The soil of New South Wales is not particularly fertile. The plains of the Granges, and of the great rivers of China, the lowlands of the West India islands, the swamps of the Gulf of Mexico, and even the marshes of Essex, produce crops of which the people here have no conception; but then, as we are without great masses of alluvial deposit, so are agues and intermittent fevers absolutely unknown. In point of natural fertility, I am inclined to compare this soil to that of France; and I have no doubt that, if the same quantity of agricultural labour as is employed in France, were here bestowed upon an area equal to the French territory, the quantity of produce would fully equal that of France. Timber, coal, iron, and other useful minerals, abound; the harbours and rivers teem with fish; cattle of all sorts thrive and multiply with astonishing rapidity; every fruit that flourishes in Spain and Italy comes to the highest perfection; and Nature fully performs her part in bestowing upon man the necessaries, comforts, and luxuries of life.

Value of Land, &c

I was told that an estate of 10,000 acres might be obtained for a mere trifle. This was true. I have got 20,000 acres, and they did not cost me more than 2s. per acre. But I imagined that a domain of that extent would be very valuable. In this I was wholly mistaken. As my estate cost me next to nothing, so it is worth next to nothing. It is a noble property to look at; and "20,000 acres in a ring fence," sounds very well in England; but here, such a property possesses no exchangeable value. The reason is plain: there are millions upon millions of acres, as fertile as mine, to be had for nothing; and, what is more, there are not people to take them. Of my 20,000 acres I reckon about 5,000 to be woodland, though, indeed, there are trees scattered over the whole property, as in an English park. For my amusement, I had a rough estimate made of the money that I could obtain for all this timber, were it growing in any part of England. The valuation amounts to above £150,000.

Building

Having fortune enough for all my wants, I proposed to get a large domain, to build a good house, to keep enough land in my own hands for pleasure-grounds, park, and game preserves; and to let the rest, after erecting farm-houses in the most suitable spots. My mansion, park, preserves, and tenants, were all a mere dream. I have not one of them. When, upon my first arrival, I talked of these things to some sensible men, to whom I was recommended, they laughed in my face. I soon found that a house would, though the stone and timber were to be had for nothing, cost three times as much as in England. This was on account of the very high wages required by mechanics; but this was not all. None of the materials of a house, except stone and timber, are produced in the colony. Every pane of glass, every nail, every grain of paint, and every piece of furniture, from the kitchen copper to the drawing-room curtains, must have come from England. My property is at a distance of nearly seventy miles from the sea, and there is no road, but a track through the forest, for two-thirds of that distance. The whole colony did not contain as many masons, carpenters, glaziers, painters, black and whitesmiths, and other mechanics, as I should have required. Of course, I soon abandoned all thought of building a mansion. As for a park, my whole property was a park, and a preserve for kangaroos and emus.

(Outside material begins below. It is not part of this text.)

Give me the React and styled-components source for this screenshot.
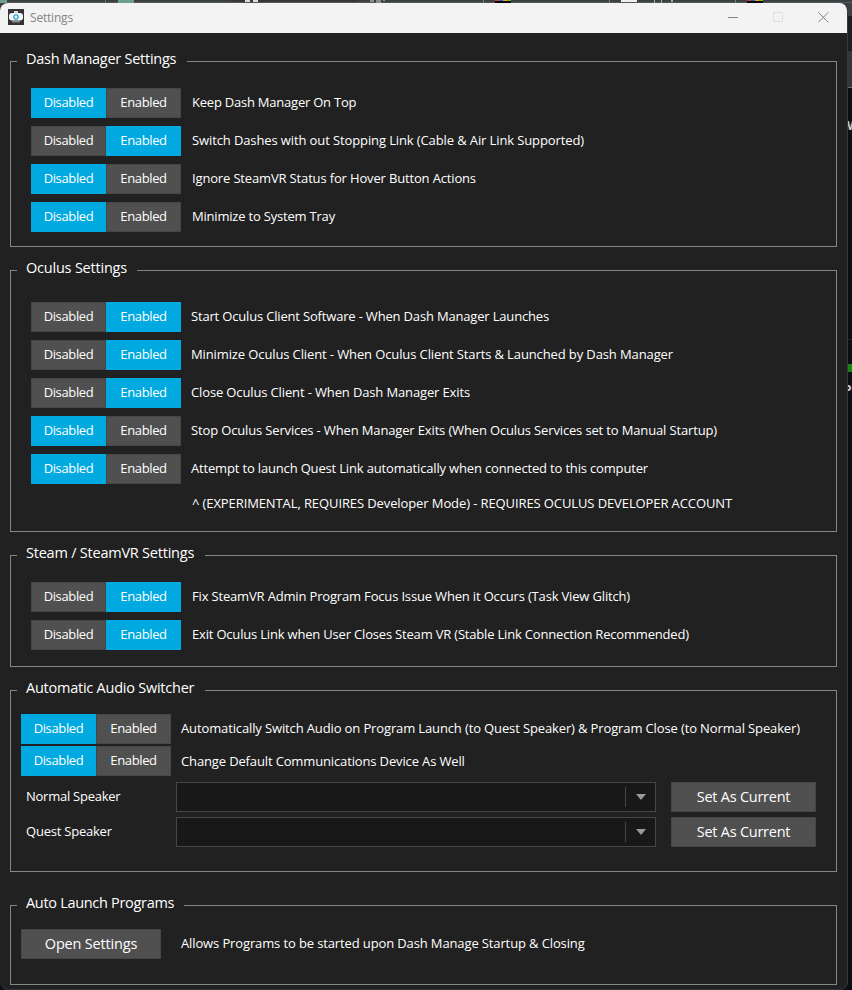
import React, { useState } from 'react';
import styled, { createGlobalStyle } from 'styled-components';

const GlobalStyle = createGlobalStyle`
  *, *::before, *::after { box-sizing: border-box; }
  body { margin: 0; overflow: hidden; background: #0b0e13; }
`;

const Desktop = styled.div`
  width: 852px;
  height: 990px;
  display: flex;
  flex-direction: column;
  overflow: hidden;
  background: linear-gradient(#3b3f41 0 16px, #0b0e13 60px);
  font-family: "Open Sans", "Noto Sans", sans-serif;
  color: #fff;
`;

const TabStrip = styled.div`
  flex: none;
  display: flex;
  height: 3px;
  background: linear-gradient(90deg, #3b4042 231px, #38363a 231px 358px, #3b4042 358px);
  border-bottom: 1px solid #55585a;
`;

const TabPiece = styled.span`
  flex: none;
  width: ${(p) => p.$w}px;
  height: ${(p) => p.$h || 3}px;
  margin-left: ${(p) => p.$gap || 0}px;
  background: ${(p) => p.$color};
`;

const Body = styled.div`
  display: flex;
  flex: 1;
  min-height: 0;
`;

const Window = styled.main`
  width: 848px;
  height: 987px;
  display: flex;
  flex-direction: column;
  overflow: hidden;
  background: #212121;
  border-right: 1px solid #3a3a3c;
  border-bottom: 1px solid #343436;
  border-radius: 8px;
`;

const Backdrop = styled.aside`
  flex: 1;
  display: flex;
  flex-direction: column;
  background: #0b0e13;
  overflow: hidden;
`;

const BackdropBand = styled.div`
  flex: none;
  height: ${(p) => p.$h}px;
  background: ${(p) => p.$color};
`;

const BackdropText = styled.div`
  flex: none;
  height: ${(p) => p.$h}px;
  margin-left: ${(p) => p.$shift || 0}px;
  overflow: hidden;
  font-size: 12px;
  font-weight: 700;
  line-height: ${(p) => p.$h}px;
  color: #ccc;
`;

const TitleBar = styled.header`
  flex: none;
  display: flex;
  align-items: center;
  height: 30px;
  padding: 0 18px 2px 8px;
  background: #f3f3f3;
  color: #858585;
`;

const WindowTitle = styled.h1`
  flex: 1;
  margin: 0 0 0 6px;
  padding-top: 1px;
  font-size: 12px;
  font-weight: 400;
  line-height: 18px;
  letter-spacing: -0.2px;
`;

const Controls = styled.div`
  display: flex;
  gap: 34px;
`;

const ControlIcon = styled.svg`
  display: block;
  width: 11px;
  height: 11px;
  fill: none;
  stroke: ${(p) => p.$color};
`;

const Group = styled.section`
  flex: none;
  width: 827px;
  height: ${(p) => p.$h}px;
  margin: ${(p) => p.$top}px 0 0 10px;
  border: solid #868686;
  border-width: 0 1px 1px;
`;

const Legend = styled.div`
  display: flex;
  height: 1px;
`;

const LegendLine = styled.span`
  height: 1px;
  background: #868686;
  ${(p) => (p.$stub ? 'width: 6px;' : 'flex: 1;')}
`;

const LegendTitle = styled.h2`
  width: ${(p) => p.$w}px;
  height: 20px;
  margin: -12px 0 0;
  padding-left: 9px;
  font-size: 14.5px;
  font-weight: 400;
  line-height: 20px;
  letter-spacing: ${(p) => p.$ls}px;
  white-space: nowrap;
`;

const Rows = styled.div`
  display: flex;
  flex-direction: column;
  gap: ${(p) => p.$gap}px;
  padding: ${(p) => p.$top}px 0 0 ${(p) => p.$left}px;
`;

const Row = styled.div`
  display: flex;
  align-items: center;
  height: 30px;
`;

const Toggle = styled.div`
  flex: none;
  display: flex;
  width: 150px;
  height: 30px;
`;

const Segment = styled.button`
  width: 75px;
  height: 30px;
  padding: 0 0 2px;
  border: 1px solid ${(p) => (p.$on ? '#00a9e0' : '#464646')};
  background: ${(p) => (p.$on ? '#00a9e0' : '#505050')};
  color: #fff;
  font-family: inherit;
  font-size: 13px;
  letter-spacing: -0.36px;
`;

const Label = styled.span`
  margin-left: ${(p) => p.$ml}px;
  padding-bottom: ${(p) => (p.$low ? 0 : 2)}px;
  font-size: 13px;
  line-height: 18px;
  letter-spacing: ${(p) => p.$ls}px;
  white-space: nowrap;
`;

const Note = styled(Label)`
  display: block;
  margin: 2px 0 0 161px;
`;

const SpeakerRows = styled.div`
  display: flex;
  flex-direction: column;
  gap: 5px;
  padding: 6px 0 0 15px;
`;

const SpeakerName = styled(Label)`
  width: 150px;
  margin: 0;
`;

const Combo = styled.div`
  display: flex;
  align-items: center;
  justify-content: flex-end;
  width: 480px;
  height: 30px;
  margin-right: 15px;
  background: #181818;
  border: 1px solid #464646;
`;

const ComboArrow = styled.span`
  display: flex;
  align-items: center;
  justify-content: center;
  width: 30px;
  height: 20px;
  border-left: 1px solid #464646;

  svg { display: block; fill: #999; }
`;

const PushButton = styled.button`
  width: ${(p) => p.$w}px;
  height: 30px;
  padding: 0 0 2px;
  border: 1px solid #464646;
  background: #505050;
  color: #fff;
  font-family: inherit;
  font-size: 14.5px;
  letter-spacing: ${(p) => p.$ls}px;
`;

const AppIcon = () => (
  <svg width="16" height="16" viewBox="0 0 16 16">
    <path fill="#333336" d="M0 0h16v16H0z" />
    <path fill="#d8d8d8" d="M6 2h4v2H6z" />
    <path fill="#8a8a8c" d="M4 12h8v1.6H4z" />
    <rect x="1" y="4" width="14" height="7.6" rx="3" fill="#f6f6f6" />
    <circle cx="8" cy="8" r="2.1" fill="#e9f7fc" stroke="#2ba6d2" strokeWidth="1.3" />
  </svg>
);

function ToggleSwitch({ initial }) {
  const [on, setOn] = useState(initial);
  return (
    <Toggle>
      <Segment $on={!on} onClick={() => setOn(false)}>Disabled</Segment>
      <Segment $on={on} onClick={() => setOn(true)}>Enabled</Segment>
    </Toggle>
  );
}

function GroupBox({ title, titleWidth, ls, height, top, children }) {
  return (
    <Group $h={height} $top={top}>
      <Legend>
        <LegendLine $stub />
        <LegendTitle $w={titleWidth} $ls={ls}>{title}</LegendTitle>
        <LegendLine />
      </Legend>
      {children}
    </Group>
  );
}

const Options = ({ items, labelGap }) =>
  items.map(([text, on, ls, low]) => (
    <Row key={text}>
      <ToggleSwitch initial={on} />
      <Label $ml={labelGap} $ls={ls} $low={low}>{text}</Label>
    </Row>
  ));

const dash = [
  ['Keep Dash Manager On Top', false, -0.225],
  ['Switch Dashes with out Stopping Link (Cable & Air Link Supported)', true, -0.112],
  ['Ignore SteamVR Status for Hover Button Actions', false, -0.155],
  ['Minimize to System Tray', false, -0.2],
];

const oculus = [
  ['Start Oculus Client Software - When Dash Manager Launches', true, -0.175],
  ['Minimize Oculus Client - When Oculus Client Starts & Launched by Dash Manager', true, -0.115],
  ['Close Oculus Client - When Dash Manager Exits', true, -0.134],
  ['Stop Oculus Services - When Manager Exits (When Oculus Services set to Manual Startup)', false, -0.146],
  ['Attempt to launch Quest Link automatically when connected to this computer', false, -0.166],
];

const steam = [
  ['Fix SteamVR Admin Program Focus Issue When it Occurs (Task View Glitch)', true, -0.167],
  ['Exit Oculus Link when User Closes Steam VR (Stable Link Connection Recommended)', true, -0.186],
];

const audio = [
  ['Automatically Switch Audio on Program Launch (to Quest Speaker) & Program Close (to Normal Speaker)', false, -0.128],
  ['Change Default Communications Device As Well', false, -0.137, true],
];

const speakers = [
  ['Normal Speaker', -0.25],
  ['Quest Speaker', -0.22],
];

const rainbow = 'linear-gradient(90deg, #d33 4px, #1565d8 4px 8px, #f0a020 8px 12px, #7fb51c 12px) 0 0 / 100% 1px no-repeat #080808';

const tabPieces = [
  [0, 7, '#6f9e8f'],
  [98, 1, '#707476'],
  [12, 16, '#6f9e8f'],
  [111, 5, '#ddd', 2],
  [3, 5, '#ddd', 2],
  [112, 4, '#8b8f90', 2],
  [2, 5, '#8b8f90', 3],
  [2, 2, '#8b8f90', 1],
  [98, 1, '#7c8082'],
  [11, 16, rainbow],
  [98, 1, '#7c8082'],
  [11, 16, '#f1f1ea', 2],
  [17, 1, '#aaa'],
  [6, 1, '#aaa'],
  [9, 2, '#aaa', 2],
  [62, 1, '#7c8082'],
  [11, 16, rainbow],
];

export default function App() {
  return (
    <Desktop>
      <GlobalStyle />
      <TabStrip>
        {tabPieces.map(([gap, w, color, h], i) => (
          <TabPiece key={i} $gap={gap} $w={w} $color={color} $h={h} />
        ))}
      </TabStrip>
      <Body>
        <Window>
          <TitleBar>
            <AppIcon />
            <WindowTitle>Settings</WindowTitle>
            <Controls>
              <ControlIcon viewBox="0 0 11 11" $color="#858585"><path d="M0 5.5h10" /></ControlIcon>
              <ControlIcon viewBox="0 0 11 11" $color="#dedede"><rect x=".5" y=".5" width="9" height="9" rx=".5" /></ControlIcon>
              <ControlIcon viewBox="0 0 11 11" $color="#858585"><path d="M.3.3l10 10M10.3.3l-10 10" /></ControlIcon>
            </Controls>
          </TitleBar>

          <GroupBox title="Dash Manager Settings" titleWidth={170} ls={-0.26} height={186} top={28}>
            <Rows $top={26} $left={20} $gap={8}>
              <Options items={dash} labelGap={11} />
            </Rows>
          </GroupBox>

          <GroupBox title="Oculus Settings" titleWidth={120} ls={-0.21} height={262} top={23}>
            <Rows $top={31} $left={20} $gap={8}>
              <Options items={oculus} labelGap={10} />
              <Note $ls={-0.102}>^ (EXPERIMENTAL, REQUIRES Developer Mode) - REQUIRES OCULUS DEVELOPER ACCOUNT</Note>
            </Rows>
          </GroupBox>

          <GroupBox title="Steam / SteamVR Settings" titleWidth={188} ls={-0.225} height={112} top={23}>
            <Rows $top={26} $left={20} $gap={8}>
              <Options items={steam} labelGap={11} />
            </Rows>
          </GroupBox>

          <GroupBox title="Automatic Audio Switcher" titleWidth={188} ls={-0.24} height={182} top={23}>
            <Rows $top={23} $left={10} $gap={2}>
              <Options items={audio} labelGap={10} />
            </Rows>
            <SpeakerRows>
              {speakers.map(([name, ls]) => (
                <Row key={name}>
                  <SpeakerName $ls={ls}>{name}</SpeakerName>
                  <Combo>
                    <ComboArrow>
                      <svg width="10" height="6" viewBox="0 0 10 6"><path d="M0 0h10L5 6z" /></svg>
                    </ComboArrow>
                  </Combo>
                  <PushButton $w={145} $ls={-0.25}>Set As Current</PushButton>
                </Row>
              ))}
            </SpeakerRows>
          </GroupBox>

          <GroupBox title="Auto Launch Programs" titleWidth={167} ls={-0.31} height={80} top={33}>
            <Rows $top={23} $left={10} $gap={0}>
              <Row>
                <PushButton $w={140} $ls={-0.18}>Open Settings</PushButton>
                <Label $ml={20} $ls={-0.124}>Allows Programs to be started upon Dash Manage Startup &amp; Closing</Label>
              </Row>
            </Rows>
          </GroupBox>
        </Window>

        <Backdrop>
          <BackdropBand $h={13} $color="#3b3f41" />
          <BackdropBand $h={35} $color="#1d1e20" />
          <BackdropBand $h={36} $color="#343539" />
          <BackdropBand $h={1} $color="#66686a" />
          <BackdropBand $h={28} $color="#0b0e13" />
          <BackdropText $h={20} $shift={-1}>W</BackdropText>
          <BackdropBand $h={203} $color="#0b0e13" />
          <BackdropBand $h={1} $color="#222529" />
          <BackdropBand $h={24} $color="#0b0e13" />
          <BackdropBand $h={8} $color="#16820f" />
          <BackdropBand $h={8} $color="#0b0e13" />
          <BackdropText $h={20} $shift={-4}>Pr</BackdropText>
        </Backdrop>
      </Body>
    </Desktop>
  );
}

A friend of ours, a free emigrant, has more than once facetiously wished for our company in the colony; but judging from the following, we had rather "let well alone," and stay at home, than play the schoolmaster or march-of-intellect-man at Sydney:—

As for mental wants, talking and reading are out of the question, except it be to scold your servants, and to con over a Sydney newspaper, which contains little else but the miserable party politics of this speck upon the globe, reports of crime and punishment, and low-lived slang and flash, such as fill the pothouse Sunday papers of London.

Literary men, men of science, philosophers, do not emigrate to new countries where their acquirements would be neither rewarded nor admired. Sir Walter Scott, Sir Humphry Davy, and Mr. Malthus, would not earn as much in this colony as three brawny experienced ploughmen; and though the inordinate vanity of a new people might be gratified by the possession of them, they would be considered as mere ornaments, and would often be wholly neglected for things of greater utility.

House-rent, that great bugbear of certain economists, is indeed a grievous affair at Sydney, as page 20 proves:—

Behold me established at Sydney, in a small house, a poor vamped-up building, more inconvenient, and far more ugly, than you can imagine, for which I pay a rent of £250 a year. For half the money you could get twice as good a house in any English country town. This excessive house-rent is caused by the dearness of labour, which enhances the cost of building; for, either the builder will exact a rent proportioned to his outlay, or (if he cannot obtain such a rent) he will not build.

Free Emigrants

Of what class then, you ask, have been the great mass of emigrants from England, not convicts? Excellent people in their way, most of them; farmers, army and navy surgeons, subalterns on half-pay, and a number of indescribable adventurers, from about the twentieth rank in England. They came here to live, not to enjoy; to eat and drink, not to refine; "to settle"—that is, to roll in a gross plenty for the body, but to starve their minds. To these must be added convicts, many of whom are become rich and influential; and some, not exactly convicts, to whom England ceased to be a convenient residence. The English who live at Boulogne, some for cheapness, some from misfortune, and some from fear, would offer, I should think, a fair sample of the materials which compose the best society in New South Wales; though, I must admit, that the bustling, thriving settler of New South Wales is a companion, rather ignorant though he be—far away preferable to the not more enlightened, but melancholy English sluggard of Boulogne. To form a due conception of the "upper classes" here, suppose all the natives of France annihilated, and the whole country belonging to the English residents of Boulogne. In that case, there would be an almost perfect resemblance between those Englishmen who, across a narrow channel, can see their own country, and those who, at its antipodes look upon the Pacific Ocean.

Society and Manners

As in France, the first class call themselves "gens comme il faut;" and in England, "people of fashion," or "the world"—so here, the leaders of society are distinguished by a peculiar term. They are called "respectable." Not to speak of France, it is difficult to say what in England constitutes "fashion." Not high birth, certainly—for some of the despots of English society are sprung from the dunghill. Our epithet to express exclusiveness is, I think better chosen—for, though strictly speaking, it means worthy of respect, it is claimed, here, only by those to whom respect is paid. In England, the Quarterly Review tells us, "respectability" sometimes means keeping a gig—here it always means dining with the governor.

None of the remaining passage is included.